There will be checkpoints for the project at approximately two-week intervals. With this in mind, please describe what you expect to achieve after two, four, and six weeks. At each stage, you should have “something that works.” For example, maybe in two weeks you’ll ready to demonstrate the data acquisition pipeline, in four weeks you’ll be able to demonstrate some data analysis, and in six weeks you’ll have your full machine learning pipeline set up. Please keep in mind that you’ll be asked to present at each of these checkpoints. Showing “something that works” will usually be necessary for full credit. The “something that works” idea is related to the common concept of “minimum viable products” in software development, and is visually illustrated here:
First row:  sad faces above a single wheel, two wheels, a car without a roof, and finally a happy face above a completed car. Second row: a face becoming progressively happier above a skateboard, scooter, bicycle, motorcycle, and car.
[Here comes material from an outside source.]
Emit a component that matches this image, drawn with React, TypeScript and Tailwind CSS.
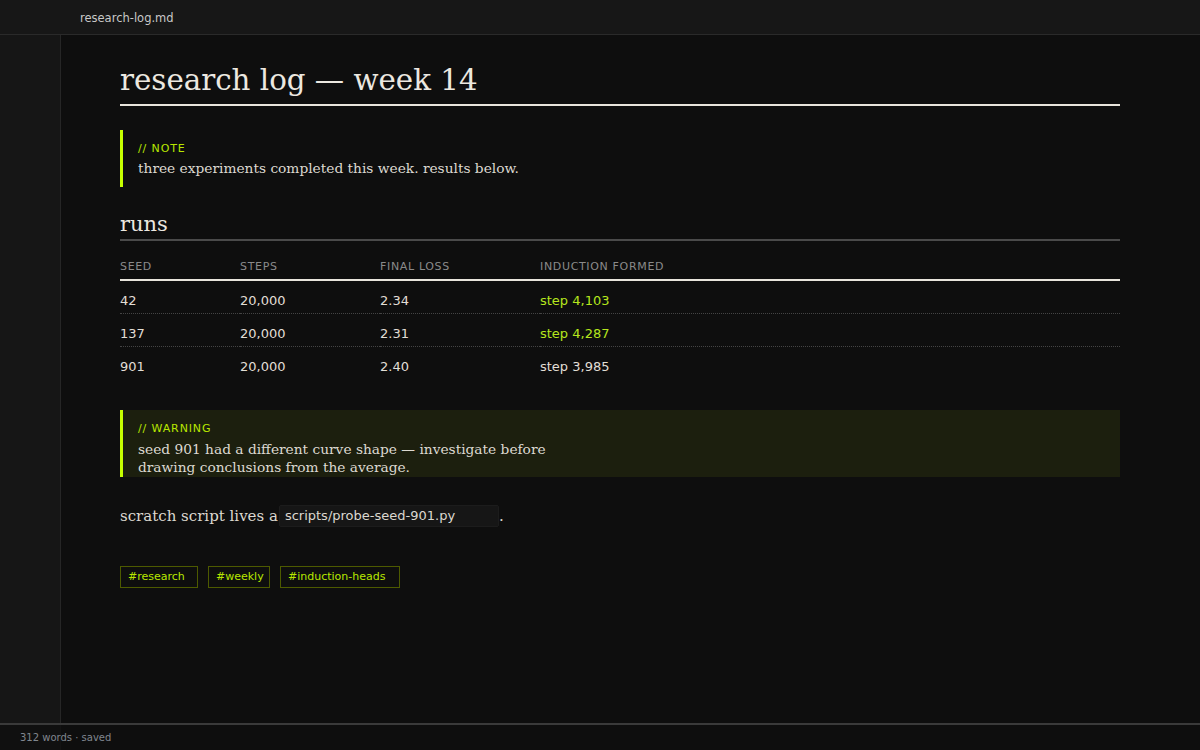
import React from 'react'

const serif = { fontFamily: '"DejaVu Serif", serif' }

const runs = [
  { seed: '42', steps: '20,000', loss: '2.34', formed: 'step 4,103', hit: true },
  { seed: '137', steps: '20,000', loss: '2.31', formed: 'step 4,287', hit: true },
  { seed: '901', steps: '20,000', loss: '2.40', formed: 'step 3,985', hit: false },
]

const tags = [
  { label: '#research', w: 'w-[78px]' },
  { label: '#weekly', w: 'w-[62px]' },
  { label: '#induction-heads', w: 'w-[120px]' },
]

export default function App() {
  return (
    <div className="relative h-[750px] w-[1200px] overflow-hidden bg-[#0e0e0e] text-[#e6e2da] font-['DejaVu_Sans',sans-serif]">
      <div className="flex h-[35px] items-center border-b border-[#2a2a2a] bg-[#171717] pl-20 pt-[4px] text-[11.5px] text-[#c8c8c8]">
        research-log.md
      </div>
      <div className="flex h-[715px]">
        <aside className="w-[61px] shrink-0 border-r border-[#262626] bg-[#161616]" />
        <main className="flex-1 pl-[59px] pt-[27px]">
          <div className="w-[1000px]">
            <h1 style={serif} className="border-b-2 border-[#e8e4dc] pb-[6px] text-[29.3px] leading-[36px] text-[#ece8e0]">
              research log — week 14
            </h1>

            <div className="mt-[24px] border-l-[3px] border-[#c6ff00] pb-[10px] pl-[15px] pt-[12px]">
              <div className="text-[11px] leading-[13px] tracking-[0.08em] text-[#b8e600]">// NOTE</div>
              <p style={serif} className="mt-[4px] text-[13.75px] leading-[18px] text-[#ddd9d1]">
                three experiments completed this week. results below.
              </p>
            </div>

            <h2 style={serif} className="mt-[24px] border-b-2 border-[#4a4a4a] pb-[2px] text-[21px] leading-[26px] text-[#ece8e0]">
              runs
            </h2>

            <table className="mt-[19px] w-full border-collapse text-left">
              <thead>
                <tr className="border-b-2 border-[#e8e4dc] text-[11px] leading-[13px] tracking-[0.06em] text-[#8a8a8a]">
                  <th className="w-[120px] pb-[6px] font-normal">SEED</th>
                  <th className="w-[140px] pb-[6px] font-normal">STEPS</th>
                  <th className="w-[160px] pb-[6px] font-normal">FINAL LOSS</th>
                  <th className="pb-[6px] font-normal">INDUCTION FORMED</th>
                </tr>
              </thead>
              <tbody className="text-[13px] leading-[16px] text-[#e2ded6]">
                {runs.map((r, i) => (
                  <tr
                    key={r.seed}
                    className={i < runs.length - 1 ? 'border-b border-dotted border-[#444]' : ''}
                  >
                    <td className="h-[33px] pt-[12px] align-top">{r.seed}</td>
                    <td className="pt-[12px] align-top">{r.steps}</td>
                    <td className="pt-[12px] align-top">{r.loss}</td>
                    <td className={`pt-[12px] align-top ${r.hit ? 'text-[#b5e61d]' : ''}`}>{r.formed}</td>
                  </tr>
                ))}
              </tbody>
            </table>

            <div className="mt-[31px] border-l-[3px] border-[#c6ff00] bg-[#1c1f0e] pb-[1px] pl-[15px] pt-[12px]">
              <div className="text-[11px] leading-[13px] tracking-[0.08em] text-[#b8e600]">// WARNING</div>
              <p style={serif} className="mt-[5px] max-w-[415px] text-[13.75px] leading-[18px] text-[#ddd9d1]">
                seed 901 had a different curve shape — investigate before drawing conclusions from the average.
              </p>
            </div>

            <p style={serif} className="mt-[28px] flex items-center text-[15px] leading-[22px] text-[#ddd9d1]">
              scratch script lives a
              <code className="ml-[1px] inline-block h-[22px] w-[220px] rounded-[2px] border border-[#1c1c1c] bg-[#161616] px-[5px] font-['DejaVu_Sans',sans-serif] text-[13px] leading-[20px] text-[#dcd8d0]">
                scripts/probe-seed-901.py
              </code>
              <span>.</span>
            </p>

            <div className="mt-[39px] flex gap-[10px]">
              {tags.map((t) => (
                <span
                  key={t.label}
                  className={`h-[22px] border border-[#4d5a00] pl-[7px] text-[11px] leading-[20px] text-[#b8e600] ${t.w}`}
                >
                  {t.label}
                </span>
              ))}
            </div>
          </div>
        </main>
      </div>
      <footer className="absolute bottom-0 left-0 right-0 h-[27px] border-t-2 border-[#3a3a3a] bg-[#0f0f0f]/80 pl-5 text-[10px] leading-[25px] text-[#80868e]">
        312 words · saved
      </footer>
    </div>
  )
}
If you have any questions about this, please don’t hesitate to ask me.

Proposal Specifications

Your proposal meets specs and will receive credit if:

  1. The proposal is hosted on GitHub as the top-level README.md file in a repository hosted by one of the group members.
  2. Each team member has made at least two commits to this file, which in total demonstrate substantial commitments to the writing of the proposal.
  3. The proposal contains thoughtful discussion in each of the required sections, which addresses all of the questions posed in each one.
  4. The proposal is written in clear English prose. Within reason, grammatical mistakes are not a problem.
  5. You have submitted a link to the proposal on CCLE by the stated deadline.

Length

There is no specifically required length for the proposal. Generally speaking, I would expect a thoughtful proposal to require around 600-900 words (roughly the length of 2-3 double-spaced pages). However, any length is acceptable provided that it provides thoughtful discussion of each of the required components.